I feel like a Rube-Goldberg device would be a good intuition pump here. How can we describe a Rube-Goldberg device in terms of correlations? What is a good way to break it into chunks, and then also a good way to connect those chunks? Since they are usually built of simple machines, everything is mathematically tractable—we have a good grip on those.
2. Is thinking about actions just rephrasing the agent-environment question? It feels like the answer is no, because it isn’t as though being able to specify the relationship between the agent and the environment changes the need to compute the specific details of any particular action.
But it might be impossible to specify an action exactly without being able to specify the agent-environment relationship exactly. Could it be (or is it) stated implicitly?
Actions are not just Embedded Agency in a different guise. From the Full-Text Version it looks to me like what actions are and how to discover them is abstracted away, which makes sense in the context of that project.
It appears most relevant to problems associated with multi-level models.

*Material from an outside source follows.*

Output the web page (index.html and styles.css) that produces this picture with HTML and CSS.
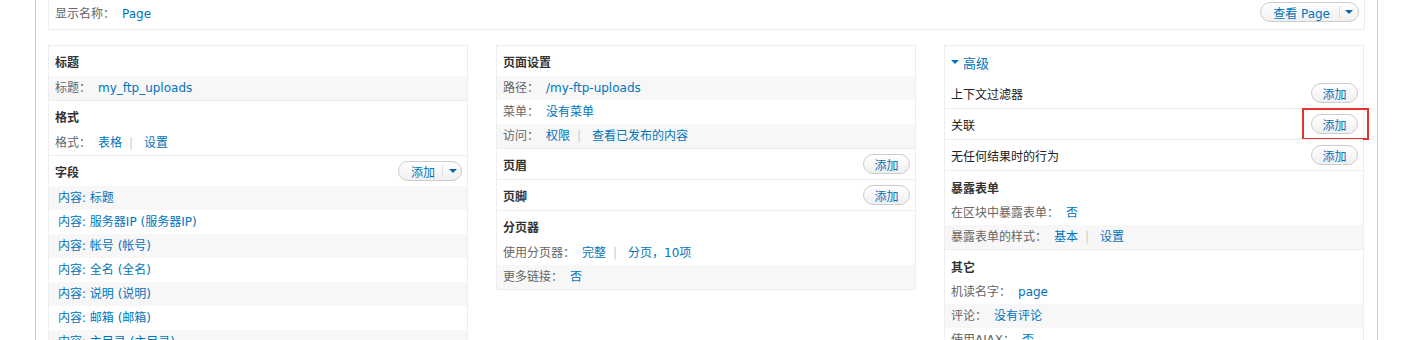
FILE: index.html
```html
<!DOCTYPE html>
<html lang="zh-CN">
<head>
    <meta charset="UTF-8">
    <meta name="viewport" content="width=device-width, initial-scale=1.0">
    <title>Views - Page</title>
    <link rel="stylesheet" href="styles.css">
</head>
<body>
    <div class="page">
        <div class="display-bar">
            <div><span class="label">显示名称：</span><a href="#">Page</a></div>
            <span class="btn-split btn-view">
                <span class="main">查看 Page</span>
                <span class="drop"><span class="caret"></span></span>
            </span>
        </div>

        <div class="columns">
            <!-- first column -->
            <div class="column">
                <div class="bucket">
                    <div class="bucket-title">标题</div>
                    <div class="setting odd"><span class="label">标题：</span><a href="#">my_ftp_uploads</a></div>
                </div>
                <div class="bucket">
                    <div class="bucket-title">格式</div>
                    <div class="setting"><span class="label">格式：</span><a href="#">表格</a><span class="sep">|</span><a href="#">设置</a></div>
                </div>
                <div class="bucket">
                    <div class="bucket-title">字段
                        <span class="btn-split">
                            <span class="main">添加</span>
                            <span class="drop"><span class="caret"></span></span>
                        </span>
                    </div>
                    <div class="setting field odd"><a href="#">内容: 标题</a></div>
                    <div class="setting field"><a href="#">内容: 服务器IP (服务器IP)</a></div>
                    <div class="setting field odd"><a href="#">内容: 帐号 (帐号)</a></div>
                    <div class="setting field"><a href="#">内容: 全名 (全名)</a></div>
                    <div class="setting field odd"><a href="#">内容: 说明 (说明)</a></div>
                    <div class="setting field"><a href="#">内容: 邮箱 (邮箱)</a></div>
                    <div class="setting field odd"><a href="#">内容: 主目录 (主目录)</a></div>
                </div>
            </div>

            <!-- second column -->
            <div class="column">
                <div class="bucket">
                    <div class="bucket-title">页面设置</div>
                    <div class="setting odd"><span class="label">路径：</span><a href="#">/my-ftp-uploads</a></div>
                    <div class="setting"><span class="label">菜单：</span><a href="#">没有菜单</a></div>
                    <div class="setting odd"><span class="label">访问：</span><a href="#">权限</a><span class="sep">|</span><a href="#">查看已发布的内容</a></div>
                </div>
                <div class="bucket">
                    <div class="bucket-title">页眉 <span class="btn">添加</span></div>
                </div>
                <div class="bucket">
                    <div class="bucket-title">页脚 <span class="btn">添加</span></div>
                </div>
                <div class="bucket">
                    <div class="bucket-title">分页器</div>
                    <div class="setting"><span class="label">使用分页器：</span><a href="#">完整</a><span class="sep">|</span><a href="#">分页，10项</a></div>
                    <div class="setting odd"><span class="label">更多链接：</span><a href="#">否</a></div>
                </div>
            </div>

            <!-- third column -->
            <div class="column">
                <div class="advanced"><span class="caret"></span>高级</div>
                <div class="bucket">
                    <div class="bucket-title plain">上下文过滤器 <span class="btn">添加</span></div>
                </div>
                <div class="bucket">
                    <div class="bucket-title plain">关联 <span class="btn">添加</span></div>
                    <div class="highlight"></div>
                </div>
                <div class="bucket">
                    <div class="bucket-title plain">无任何结果时的行为 <span class="btn">添加</span></div>
                </div>
                <div class="bucket">
                    <div class="bucket-title lower">暴露表单</div>
                    <div class="setting"><span class="label">在区块中暴露表单：</span><a href="#">否</a></div>
                    <div class="setting odd"><span class="label">暴露表单的样式：</span><a href="#">基本</a><span class="sep">|</span><a href="#">设置</a></div>
                </div>
                <div class="bucket">
                    <div class="bucket-title lower">其它</div>
                    <div class="setting"><span class="label">机读名字：</span><a href="#">page</a></div>
                    <div class="setting odd"><span class="label">评论：</span><a href="#">没有评论</a></div>
                    <div class="setting"><span class="label">使用AJAX：</span><a href="#">否</a></div>
                </div>
            </div>
        </div>
    </div>
</body>
</html>
```

FILE: styles.css
```css
body {
    margin: 0;
    font-family: "DejaVu Sans", "Noto Sans CJK SC", sans-serif;
    font-size: 12px;
    color: #333;
    background-color: #fff;
}
a {
    color: #0074bd;
    text-decoration: none;
}
.page {
    margin: 0 41px 0 35px;
    padding: 0 12px;
    min-height: 340px;
    border-left: 1px solid #ccc;
    border-right: 1px solid #ccc;
}
.display-bar {
    display: flex;
    align-items: center;
    justify-content: space-between;
    height: 30px;
    box-sizing: border-box;
    padding: 0 5px 5px 6px;
    border: 1px solid #eee;
    border-top: 0;
}
.label {
    color: #666;
    margin-right: 7px;
}
.columns {
    display: grid;
    grid-template-columns: repeat(3, 420px);
    gap: 28px;
    margin-top: 15px;
    align-items: start;
}
.column {
    border: 1px solid #eee;
}
.bucket {
    position: relative;
}
.bucket + .bucket {
    border-top: 1px solid #eee;
}
.bucket-title {
    display: flex;
    align-items: center;
    justify-content: space-between;
    height: 30px;
    padding: 0 5px 0 6px;
    font-weight: bold;
    color: #333;
}
.bucket-title.plain {
    font-weight: normal;
    color: #222;
}
.bucket-title.lower {
    padding-top: 2px;
    height: 28px;
}
.setting {
    height: 24px;
    line-height: 24px;
    padding: 0 6px;
    color: #666;
    white-space: nowrap;
}
.setting.odd {
    background-color: #f7f7f7;
}
.setting.field {
    padding-left: 9px;
}
.sep {
    color: #ccc;
    margin: 0 11px 0 7px;
}
.btn {
    display: inline-flex;
    align-items: center;
    justify-content: center;
    width: 47px;
    height: 20px;
    box-sizing: border-box;
    border: 1px solid #ccc;
    border-radius: 10px;
    background: linear-gradient(#fff, #f0f0f0);
    color: #0074bd;
    font-weight: normal;
}
.btn-split {
    display: inline-flex;
    align-items: center;
    height: 20px;
    box-sizing: border-box;
    border: 1px solid #ccc;
    border-radius: 10px;
    background: linear-gradient(#fff, #f0f0f0);
    color: #0074bd;
    font-weight: normal;
}
.btn-split .main {
    padding: 0 7px 0 12px;
}
.btn-split .drop {
    display: flex;
    align-items: center;
    height: 12px;
    padding: 0 4px 0 6px;
    border-left: 1px solid #ddd;
}
.btn-view .main {
    padding-right: 9px;
}
.btn-view .drop {
    padding-right: 5px;
    padding-left: 5px;
}
.caret {
    width: 0;
    height: 0;
    border-left: 4px solid transparent;
    border-right: 4px solid transparent;
    border-top: 4px solid #0a67a3;
}
.advanced {
    display: flex;
    align-items: center;
    height: 32px;
    padding-left: 6px;
    font-size: 13px;
    color: #0074bd;
}
.advanced .caret {
    border-top-color: #0074bd;
    margin-right: 4px;
}
.highlight {
    position: absolute;
    top: -1px;
    right: -6px;
    width: 67px;
    height: 32px;
    box-sizing: border-box;
    border: 2px solid #e8312f;
}
```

1. I am deeply confused by this.
The older conversations about Tool AI seemed to focus on the difference between an Oracle that answers questions and one that does things. I feel like this distinction is bigger and in a different way than it was made out to be, because doing things is really hard. If feels like the paradox of sensing being complicated should go two ways.
Checking the Wikipedia page for Moravec’s Paradox, “sensorimotor” is how they describe it, so both sensing and motor skills (inputs and outputs) are covered. My intuition fairly screams that this should generalize to any other environment-affecting action. So:
The more inputs an AI starts with, the easier it is to recognize other inputs/outputs.
The more outputs an AI starts with, the easier it is to add other inputs/outputs.
This still doesn’t identify what causes the machine to try to affect the world at all.